* [MATERIAL]:

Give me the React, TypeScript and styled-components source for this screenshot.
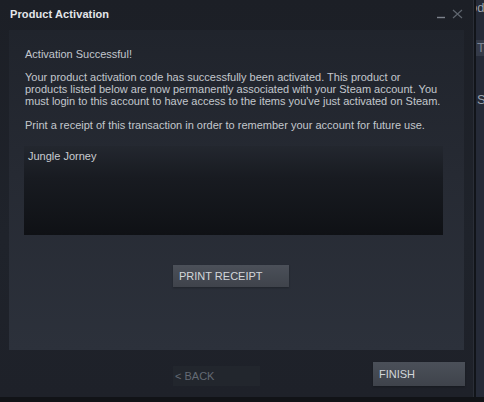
import React from "react";
import styled, { createGlobalStyle } from "styled-components";

const Global = createGlobalStyle`
  html, body { margin: 0; padding: 0; background: #15181d; }
  body { font-family: Arial, "Liberation Sans", sans-serif; }
`;

const Screen = styled.div`
  display: grid;
  grid-template-columns: 474px 10px;
  grid-template-rows: 397px 5px;
  width: 484px;
  height: 402px;
  overflow: hidden;
  background: #14171c;
`;

const Window = styled.div`
  display: flex;
  flex-direction: column;
  background: linear-gradient(180deg, #1c1f26 0%, #1f232b 60%, #1e2129 100%);
  border-right: 1px solid #2a2e37;
  box-sizing: border-box;
`;

const TitleBar = styled.div`
  height: 28px;
  display: flex;
  align-items: center;
  padding: 0 10px;
  flex-shrink: 0;
`;

const Title = styled.div`
  flex: 1;
  color: #e4e6ea;
  font-size: 11px;
  font-weight: bold;
  letter-spacing: 0.1px;
`;

const Controls = styled.div`
  display: flex;
  align-items: center;
  gap: 6px;
`;

const Panel = styled.div`
  margin: 2px 9px 0 9px;
  height: 320px;
  background: linear-gradient(180deg, #20242c 0%, #262a33 45%, #2c313b 100%);
  padding: 18px 21px 0 15px;
  box-sizing: border-box;
  display: flex;
  flex-direction: column;
`;

const Text = styled.p<{ $gap?: number }>`
  margin: 0 0 ${(p) => p.$gap ?? 0}px 1px;
  color: #c3c7cd;
  font-size: 11px;
  line-height: 12px;
`;

const ListBox = styled.div`
  margin-top: 15px;
  height: 89px;
  background: linear-gradient(180deg, #23272f 0%, #181b21 35%, #0f1115 100%);
  padding: 4px 4px;
  box-sizing: border-box;
  color: #c9ccd1;
  font-size: 11px;
  line-height: 12px;
`;

const ButtonRow = styled.div`
  display: flex;
  padding-left: 149px;
  margin-top: 30px;
`;

const Button = styled.div<{ $w: number; $h: number; $disabled?: boolean }>`
  width: ${(p) => p.$w}px;
  height: ${(p) => p.$h}px;
  box-sizing: border-box;
  display: flex;
  align-items: center;
  padding-left: ${(p) => (p.$disabled ? 2 : 6)}px;
  font-size: 11px;
  color: ${(p) => (p.$disabled ? "#646a74" : "#d3d6da")};
  background: ${(p) =>
    p.$disabled
      ? "#22262d"
      : "linear-gradient(180deg, #4b5059 0%, #3f434b 100%)"};
  box-shadow: ${(p) => (p.$disabled ? "none" : "0 1px 2px rgba(0,0,0,0.25)")};
`;

const Footer = styled.div`
  flex: 1;
  display: flex;
  align-items: flex-end;
  padding: 0 8px 11px 173px;
`;

const BackSlot = styled.div`
  flex: 1;
`;

const Side = styled.div`
  background: #252a37;
  border-left: 2px solid #111419;
  box-sizing: border-box;
  display: flex;
  flex-direction: column;
  overflow: hidden;
  font-size: 13px;
  color: #c8ccd4;
  white-space: nowrap;
`;

const SideLine = styled.div<{ $top: number; $band?: boolean; $shift?: number }>`
  margin-top: ${(p) => p.$top}px;
  height: 16px;
  line-height: 16px;
  padding-left: 1px;
  text-indent: ${(p) => p.$shift ?? 0}px;
  background: ${(p) => (p.$band ? "#343a48" : "transparent")};
  color: ${(p) => (p.$band ? "#7d8593" : "#9aa1ad")};
`;

const Bottom = styled.div`
  grid-column: 1 / span 2;
  background: #111317;
`;

export default function App() {
  return (
    <>
      <Global />
      <Screen>
        <Window>
          <TitleBar>
            <Title>Product Activation</Title>
            <Controls>
              <svg width="10" height="10" viewBox="0 0 10 10">
                <line x1="1" y1="8.5" x2="9" y2="8.5" stroke="#7c828c" strokeWidth="1.4" />
              </svg>
              <svg width="11" height="10" viewBox="0 0 11 10">
                <path d="M1 1 L10 9 M10 1 L1 9" stroke="#5f656e" strokeWidth="1.2" fill="none" />
              </svg>
            </Controls>
          </TitleBar>
          <Panel>
            <Text $gap={11}>Activation Successful!</Text>
            <Text $gap={12}>
              Your product activation code has successfully been activated. This product or
              products listed below are now permanently associated with your Steam account. You
              must login to this account to have access to the items you've just activated on Steam.
            </Text>
            <Text>Print a receipt of this transaction in order to remember your account for future use.</Text>
            <ListBox>Jungle Jorney</ListBox>
            <ButtonRow>
              <Button $w={116} $h={22}>PRINT RECEIPT</Button>
            </ButtonRow>
          </Panel>
          <Footer>
            <BackSlot>
              <Button $w={87} $h={20} $disabled>
                &lt; BACK
              </Button>
            </BackSlot>
            <Button $w={92} $h={24}>FINISH</Button>
          </Footer>
        </Window>
        <Side>
          <SideLine $top={0} $shift={-7}>od</SideLine>
          <SideLine $top={24} $band>Tr</SideLine>
          <SideLine $top={36}>SI</SideLine>
        </Side>
        <Bottom />
      </Screen>
    </>
  );
}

* [TO DO]: Collect the lines of the data that carry the word "React".

* [WRITTEN REPLY]:
Give me the React, TypeScript and styled-components source for this screenshot.
import React from "react";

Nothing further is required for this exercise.